Shooter also mentioned an origin, or #0 issue, for each series, though they will not be the first issues that appear, and at this time it is undecided how and if these will be rolled out. He noted that, for the modern Doctor Solar’s origin, “I can’t have him walk across an atomic pile” as the original had done, and his solution was to “invent a new way to build a fusion reactor.” “I guarantee you’ve never seen anything like this before.”
The writer also said that there were aspects from the original “Turok” he felt he needed to explain in order to make the character credible, such as the fact that he knows how to fish despite the fact that his established tribe did not. “He’s traveled a lot,” Shooter offered.
Warner noted that Shooter’s practice of writing an origin issue in advance of the series, even if it was not going to be the first issue, was an unusual but useful idea. “Back in the day, every first issue was an origin story,” Warner said. “Sometimes that works; sometimes what it takes to get from dude to super-dude is not the most interesting way to get into the story.” Warner said, though, that too often when the origin story is put off, that origin “gets gassy” as more and more is added to a character’s back story without a clear beginning point. “Knowing that origin from day one, [Shooter] can tell a story that takes place down the line with that origin always in mind, so that when it rolls out later it works much better.”

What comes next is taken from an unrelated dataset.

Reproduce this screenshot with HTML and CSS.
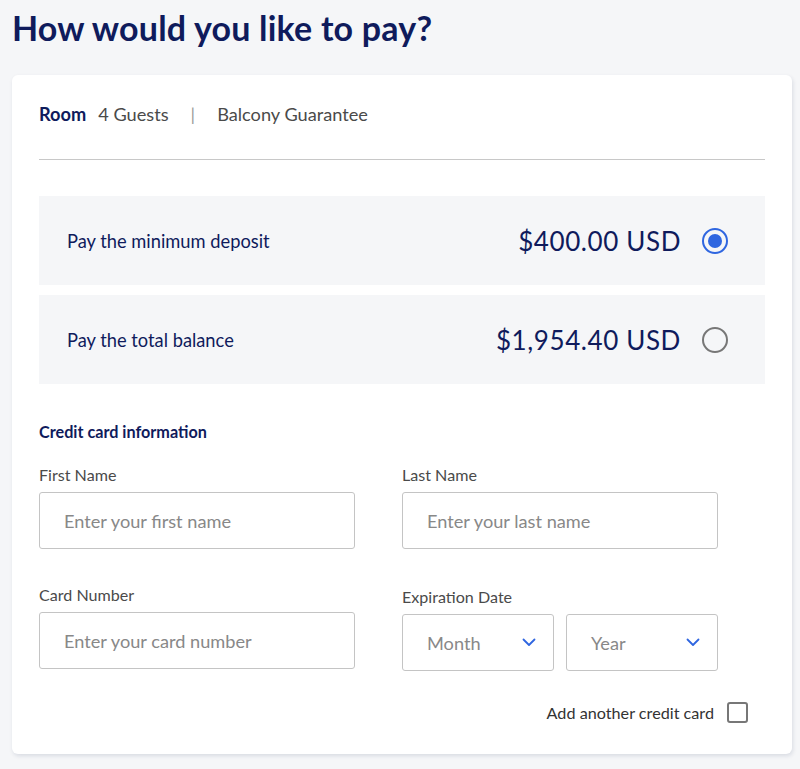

Shooter added that a strong secret origin “sets up an intrigue that, when we finally do the zero issue, people will be looking forward to it.”
Atkins then opened the floor to questions.
Asked whether Turok, Magnus, and Doctor Solar would occupy a shared universe, Shooter said, “Unless I’m asked to write something that takes place in the land of Oz, the stories I write take place on Earth.” He further explained by saying, “in the sense that you and I live in a shared universe with Alexander the Great, yes.” If an eventual story warrants, though, they could indeed cross over, or events in one could affect the world of the others.
As to whether Shooter’s new line would parallel his work at Valiant in another way, by using the Gold Key characters to anchor new or other neglected super heroes, the writer had an enigmatic reply: “Let’s just say, watch!”
One Valiant practice a fan begged not to see repeated was coupon-clipping sendaway issues. “Gotcha,” Shooter said. “When we did that at Valiant, the only thing we can say in our defense was that we never made a dime off those things. It was all free, even those foil covers, we gave them to retailers. It was like giving them a gold record. Of course, that doesn’t redeem us.” Working with Dark Hore, though, Shooter said such things would be unlikely anyway. “I think you can expect the high road.”
Calero, recalling his intern days, said, “those ideas weren’t generated because we thought, hey this will make us a lot of money. It was, wouldn’t it be cool if the issue where Solar creates a black hole had an entirely black cover, and wouldn’t it be funny if Barry [Windsor-Smith]’s signature was in the corner of it.”
“And I paid him for it!” Shooter added.